But it’s not impossible if you keep a few ideas in mind, the most
important being that due diligence is a two-way street. Put another way, if
you’re thinking about buying a franchise, you should expect the franchisor
to take a good look at your background, your qualifications and your
finances before taking you on.
If this doesn’t happen, beware. The franchisor may be a novice, and the
opportunity could become a calamity. In addition, remember what Ronald
Reagan said of the Soviets – “Trust but verify” – and do your own due
diligence.
Trust but verify
Here are five pointers for carrying out effective due diligence:
- “Validate” your franchisor. You’ll find contact information for
current and former franchisees in the Franchise Disclosure Document
(FDD). Contact as many as you can – in person if possible, by phone
otherwise – and ask them what expectations they had when signing on with
the franchisor, what they know now that they didn’t know then, and what
advice they have for prospective franchisees like you. Not everyone will
be forthcoming, but probe for financial data and other details
illustrating their experience. Compare the information on the franchisor
in the FDD with that of industry leaders. Is your franchisor a player,
or a marginal copycat whose future may be doubtful?
- Look at history. Make sure that your franchisor’s executive team
knows franchising, not to mention the specific industry in which the
franchisor operates – for example, fast food. You can be a newbie, but
the people in the home office need to know what they’re doing.

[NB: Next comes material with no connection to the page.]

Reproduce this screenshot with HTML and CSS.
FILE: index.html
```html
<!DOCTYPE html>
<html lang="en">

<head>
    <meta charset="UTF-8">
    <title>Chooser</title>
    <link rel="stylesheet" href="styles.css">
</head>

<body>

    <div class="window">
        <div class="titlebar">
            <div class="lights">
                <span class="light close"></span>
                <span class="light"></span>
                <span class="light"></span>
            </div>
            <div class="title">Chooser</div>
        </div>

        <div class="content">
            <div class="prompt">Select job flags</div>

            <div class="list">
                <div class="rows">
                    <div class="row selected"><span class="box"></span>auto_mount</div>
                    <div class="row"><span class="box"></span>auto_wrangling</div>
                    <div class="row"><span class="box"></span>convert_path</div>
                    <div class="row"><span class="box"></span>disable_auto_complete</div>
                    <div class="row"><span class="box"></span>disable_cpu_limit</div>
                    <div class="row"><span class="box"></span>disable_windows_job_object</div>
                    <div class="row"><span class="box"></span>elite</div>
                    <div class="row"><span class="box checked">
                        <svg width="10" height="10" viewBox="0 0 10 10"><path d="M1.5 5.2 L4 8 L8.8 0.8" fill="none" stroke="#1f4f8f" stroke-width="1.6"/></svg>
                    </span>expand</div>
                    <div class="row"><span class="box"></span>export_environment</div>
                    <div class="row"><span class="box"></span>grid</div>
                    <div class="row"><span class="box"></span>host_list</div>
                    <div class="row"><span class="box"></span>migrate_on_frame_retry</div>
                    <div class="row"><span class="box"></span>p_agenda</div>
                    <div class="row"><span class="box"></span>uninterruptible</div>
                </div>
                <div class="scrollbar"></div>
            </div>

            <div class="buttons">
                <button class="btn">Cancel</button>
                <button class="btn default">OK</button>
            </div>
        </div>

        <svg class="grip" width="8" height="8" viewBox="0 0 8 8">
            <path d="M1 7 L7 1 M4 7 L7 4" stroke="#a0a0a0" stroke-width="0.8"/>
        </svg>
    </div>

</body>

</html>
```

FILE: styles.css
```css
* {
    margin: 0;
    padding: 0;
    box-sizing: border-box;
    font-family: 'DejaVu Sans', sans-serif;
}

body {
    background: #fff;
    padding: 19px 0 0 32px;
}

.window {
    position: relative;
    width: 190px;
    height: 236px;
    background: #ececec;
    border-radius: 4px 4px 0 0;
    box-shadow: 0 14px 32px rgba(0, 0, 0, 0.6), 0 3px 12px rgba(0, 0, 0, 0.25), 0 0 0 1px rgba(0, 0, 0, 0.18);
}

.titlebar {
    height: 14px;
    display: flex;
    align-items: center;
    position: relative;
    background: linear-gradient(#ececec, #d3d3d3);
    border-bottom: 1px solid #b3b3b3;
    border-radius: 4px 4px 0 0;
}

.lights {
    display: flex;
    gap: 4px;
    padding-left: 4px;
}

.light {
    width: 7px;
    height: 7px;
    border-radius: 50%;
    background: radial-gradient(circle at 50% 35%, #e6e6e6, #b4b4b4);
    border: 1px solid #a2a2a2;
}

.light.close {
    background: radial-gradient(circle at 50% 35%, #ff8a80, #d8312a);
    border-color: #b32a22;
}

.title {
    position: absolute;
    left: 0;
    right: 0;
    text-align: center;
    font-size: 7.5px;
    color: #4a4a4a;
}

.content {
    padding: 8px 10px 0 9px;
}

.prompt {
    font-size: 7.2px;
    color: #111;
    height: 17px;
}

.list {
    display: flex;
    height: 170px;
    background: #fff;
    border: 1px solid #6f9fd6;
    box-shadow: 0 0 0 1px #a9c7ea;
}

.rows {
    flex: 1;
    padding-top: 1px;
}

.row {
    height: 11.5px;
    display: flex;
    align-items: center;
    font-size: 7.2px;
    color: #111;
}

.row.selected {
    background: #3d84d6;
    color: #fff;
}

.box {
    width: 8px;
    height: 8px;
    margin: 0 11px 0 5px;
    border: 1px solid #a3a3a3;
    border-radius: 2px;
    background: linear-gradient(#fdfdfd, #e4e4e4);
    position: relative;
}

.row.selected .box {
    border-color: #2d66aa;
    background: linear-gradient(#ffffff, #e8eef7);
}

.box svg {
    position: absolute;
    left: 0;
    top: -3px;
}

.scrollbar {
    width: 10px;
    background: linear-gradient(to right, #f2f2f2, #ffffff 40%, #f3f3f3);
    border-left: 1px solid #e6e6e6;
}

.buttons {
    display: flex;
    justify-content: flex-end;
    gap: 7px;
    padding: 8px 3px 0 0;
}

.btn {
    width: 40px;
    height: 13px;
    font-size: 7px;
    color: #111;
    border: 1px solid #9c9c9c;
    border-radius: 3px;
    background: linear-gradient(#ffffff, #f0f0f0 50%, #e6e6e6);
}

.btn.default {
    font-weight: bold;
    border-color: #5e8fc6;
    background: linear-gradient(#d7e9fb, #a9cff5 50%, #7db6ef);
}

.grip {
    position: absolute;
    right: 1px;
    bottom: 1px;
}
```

Do they
have experience with successful, growth-oriented franchisors or with
franchisors whose lifecycle has not met the test of time?
- Study the record. Litigation is a fact of life in the business
world, so don’t be alarmed to find that your franchisor has spent time
in court. If, on the other hand, the record shows a multitude of
allegations of fraud or failure to service the franchise system, hire
counsel to investigate whether the allegations are legitimate or merely
a franchisee’s knee-jerk reaction to an action to collect royalties or
fees. In any event, make sure that any pending litigation won’t impede
your franchisor’s ability to keep going, not to mention your own ability
to get going.
- Crunch the numbers. You put money at risk in becoming a franchisee,
and so does your franchisor. The FDD will contain detailed information
on your franchisor’s financial position. Study it carefully, if
necessary with professional legal or accounting help. The franchisor
expects you to be around for 5-10 years. You should expect the same.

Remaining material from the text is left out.